Supplied material:
----------
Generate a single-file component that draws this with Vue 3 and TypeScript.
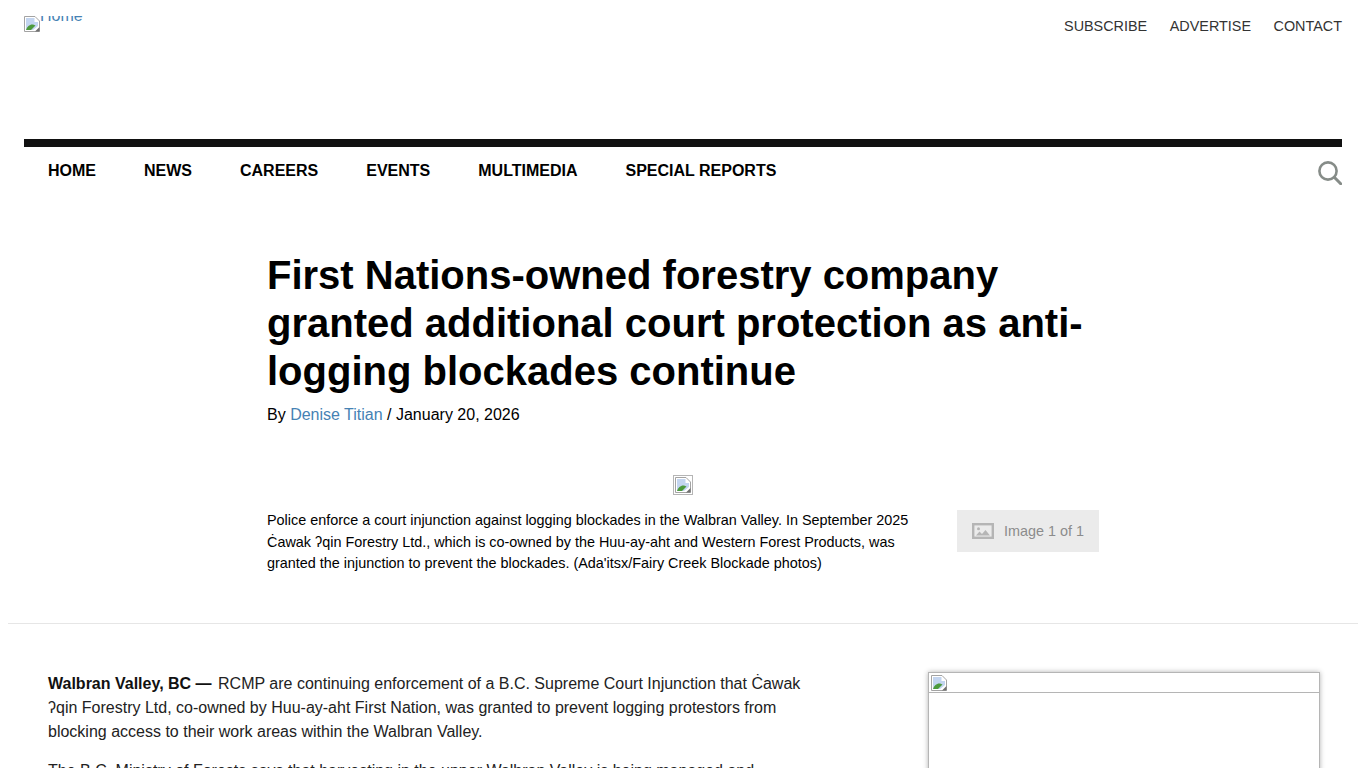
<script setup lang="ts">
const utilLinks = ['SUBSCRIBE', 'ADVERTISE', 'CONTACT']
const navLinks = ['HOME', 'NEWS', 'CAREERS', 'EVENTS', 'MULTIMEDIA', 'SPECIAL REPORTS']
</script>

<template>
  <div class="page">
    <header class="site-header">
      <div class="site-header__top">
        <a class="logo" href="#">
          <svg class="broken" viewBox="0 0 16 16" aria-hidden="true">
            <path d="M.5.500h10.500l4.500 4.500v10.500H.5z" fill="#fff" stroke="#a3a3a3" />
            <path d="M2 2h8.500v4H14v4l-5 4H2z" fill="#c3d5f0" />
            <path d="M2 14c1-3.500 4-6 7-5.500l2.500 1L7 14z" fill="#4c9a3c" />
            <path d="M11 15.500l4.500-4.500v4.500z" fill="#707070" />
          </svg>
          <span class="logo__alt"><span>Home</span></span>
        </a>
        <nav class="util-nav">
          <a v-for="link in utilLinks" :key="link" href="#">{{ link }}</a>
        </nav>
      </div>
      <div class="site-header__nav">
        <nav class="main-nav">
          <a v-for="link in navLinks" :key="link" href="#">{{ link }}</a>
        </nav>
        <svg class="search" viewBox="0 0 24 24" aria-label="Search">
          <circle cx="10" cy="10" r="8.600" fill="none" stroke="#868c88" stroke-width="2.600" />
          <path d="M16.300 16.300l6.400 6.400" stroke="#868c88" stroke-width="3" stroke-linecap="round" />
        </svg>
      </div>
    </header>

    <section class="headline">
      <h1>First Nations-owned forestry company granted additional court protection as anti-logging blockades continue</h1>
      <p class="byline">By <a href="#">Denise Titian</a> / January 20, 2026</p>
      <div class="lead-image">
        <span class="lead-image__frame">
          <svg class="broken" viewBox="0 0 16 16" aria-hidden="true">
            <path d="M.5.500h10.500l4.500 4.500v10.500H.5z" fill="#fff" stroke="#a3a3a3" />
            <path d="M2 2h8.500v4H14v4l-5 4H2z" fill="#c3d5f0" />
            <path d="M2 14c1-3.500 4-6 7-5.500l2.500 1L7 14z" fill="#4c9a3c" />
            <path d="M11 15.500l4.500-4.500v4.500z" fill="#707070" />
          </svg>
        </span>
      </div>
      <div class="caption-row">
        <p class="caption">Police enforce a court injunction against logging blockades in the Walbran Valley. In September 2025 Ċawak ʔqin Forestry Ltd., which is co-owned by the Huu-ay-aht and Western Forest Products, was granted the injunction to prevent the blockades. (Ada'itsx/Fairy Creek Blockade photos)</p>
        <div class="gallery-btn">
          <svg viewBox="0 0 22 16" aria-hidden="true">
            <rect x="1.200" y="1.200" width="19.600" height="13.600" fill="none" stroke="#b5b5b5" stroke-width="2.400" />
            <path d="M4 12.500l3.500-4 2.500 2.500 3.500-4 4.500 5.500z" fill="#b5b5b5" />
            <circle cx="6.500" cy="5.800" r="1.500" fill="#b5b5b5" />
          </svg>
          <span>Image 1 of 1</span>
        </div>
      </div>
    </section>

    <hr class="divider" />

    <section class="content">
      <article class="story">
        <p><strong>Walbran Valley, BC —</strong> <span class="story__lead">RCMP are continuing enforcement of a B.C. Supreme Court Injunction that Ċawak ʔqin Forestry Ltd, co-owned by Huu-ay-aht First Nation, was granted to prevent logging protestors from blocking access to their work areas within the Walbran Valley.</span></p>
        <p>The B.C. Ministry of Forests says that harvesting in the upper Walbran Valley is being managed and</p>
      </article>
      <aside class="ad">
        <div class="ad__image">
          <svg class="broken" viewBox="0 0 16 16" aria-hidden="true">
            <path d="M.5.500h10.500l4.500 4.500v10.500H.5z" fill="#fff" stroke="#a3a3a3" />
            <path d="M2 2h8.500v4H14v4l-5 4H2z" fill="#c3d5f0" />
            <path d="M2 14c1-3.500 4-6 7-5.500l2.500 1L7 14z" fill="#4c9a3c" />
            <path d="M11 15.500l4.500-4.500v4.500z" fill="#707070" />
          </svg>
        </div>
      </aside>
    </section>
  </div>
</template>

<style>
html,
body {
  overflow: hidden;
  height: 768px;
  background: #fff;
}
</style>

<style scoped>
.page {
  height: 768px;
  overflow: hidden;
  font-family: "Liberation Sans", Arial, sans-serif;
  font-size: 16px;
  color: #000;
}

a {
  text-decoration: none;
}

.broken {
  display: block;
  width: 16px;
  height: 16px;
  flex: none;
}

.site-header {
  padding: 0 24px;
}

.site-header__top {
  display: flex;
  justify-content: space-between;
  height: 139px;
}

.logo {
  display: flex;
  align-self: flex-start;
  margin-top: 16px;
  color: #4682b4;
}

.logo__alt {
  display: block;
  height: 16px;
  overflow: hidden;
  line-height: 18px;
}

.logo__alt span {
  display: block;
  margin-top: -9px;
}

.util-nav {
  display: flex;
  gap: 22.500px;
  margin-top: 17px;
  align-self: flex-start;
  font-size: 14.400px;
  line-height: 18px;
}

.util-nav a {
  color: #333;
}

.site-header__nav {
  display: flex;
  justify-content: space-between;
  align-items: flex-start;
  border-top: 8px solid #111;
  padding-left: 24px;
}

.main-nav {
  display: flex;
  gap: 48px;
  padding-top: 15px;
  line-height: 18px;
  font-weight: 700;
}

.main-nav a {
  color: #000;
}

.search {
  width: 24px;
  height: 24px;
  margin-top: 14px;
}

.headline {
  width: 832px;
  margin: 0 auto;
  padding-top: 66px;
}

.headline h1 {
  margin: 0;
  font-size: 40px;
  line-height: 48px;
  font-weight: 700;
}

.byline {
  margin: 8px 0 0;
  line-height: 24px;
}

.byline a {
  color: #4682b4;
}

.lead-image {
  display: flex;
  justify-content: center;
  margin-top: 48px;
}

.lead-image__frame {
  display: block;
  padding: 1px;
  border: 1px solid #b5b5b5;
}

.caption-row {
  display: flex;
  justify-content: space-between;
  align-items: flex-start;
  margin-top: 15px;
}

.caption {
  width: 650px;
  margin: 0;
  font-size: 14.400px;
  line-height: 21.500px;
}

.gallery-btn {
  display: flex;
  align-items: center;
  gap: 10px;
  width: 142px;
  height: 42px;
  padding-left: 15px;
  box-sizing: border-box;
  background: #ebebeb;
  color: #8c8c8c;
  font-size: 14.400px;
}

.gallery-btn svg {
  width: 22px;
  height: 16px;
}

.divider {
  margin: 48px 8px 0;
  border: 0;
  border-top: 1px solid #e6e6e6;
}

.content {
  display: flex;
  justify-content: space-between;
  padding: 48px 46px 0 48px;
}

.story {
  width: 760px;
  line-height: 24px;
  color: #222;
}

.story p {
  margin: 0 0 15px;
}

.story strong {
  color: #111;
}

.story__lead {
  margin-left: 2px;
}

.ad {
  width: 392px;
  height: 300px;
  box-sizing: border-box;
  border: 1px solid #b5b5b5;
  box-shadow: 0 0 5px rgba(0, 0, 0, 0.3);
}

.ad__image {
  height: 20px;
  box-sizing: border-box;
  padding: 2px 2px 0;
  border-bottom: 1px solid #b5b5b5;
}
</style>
----------
Take every line containing the word "that" and copy it.

Solution:
Generate a single-file component that draws this with Vue 3 and TypeScript.
        <p><strong>Walbran Valley, BC —</strong> <span class="story__lead">RCMP are continuing enforcement of a B.C. Supreme Court Injunction that Ċawak ʔqin Forestry Ltd, co-owned by Huu-ay-aht First Nation, was granted to prevent logging protestors from blocking access to their work areas within the Walbran Valley.</span></p>
        <p>The B.C. Ministry of Forests says that harvesting in the upper Walbran Valley is being managed and</p>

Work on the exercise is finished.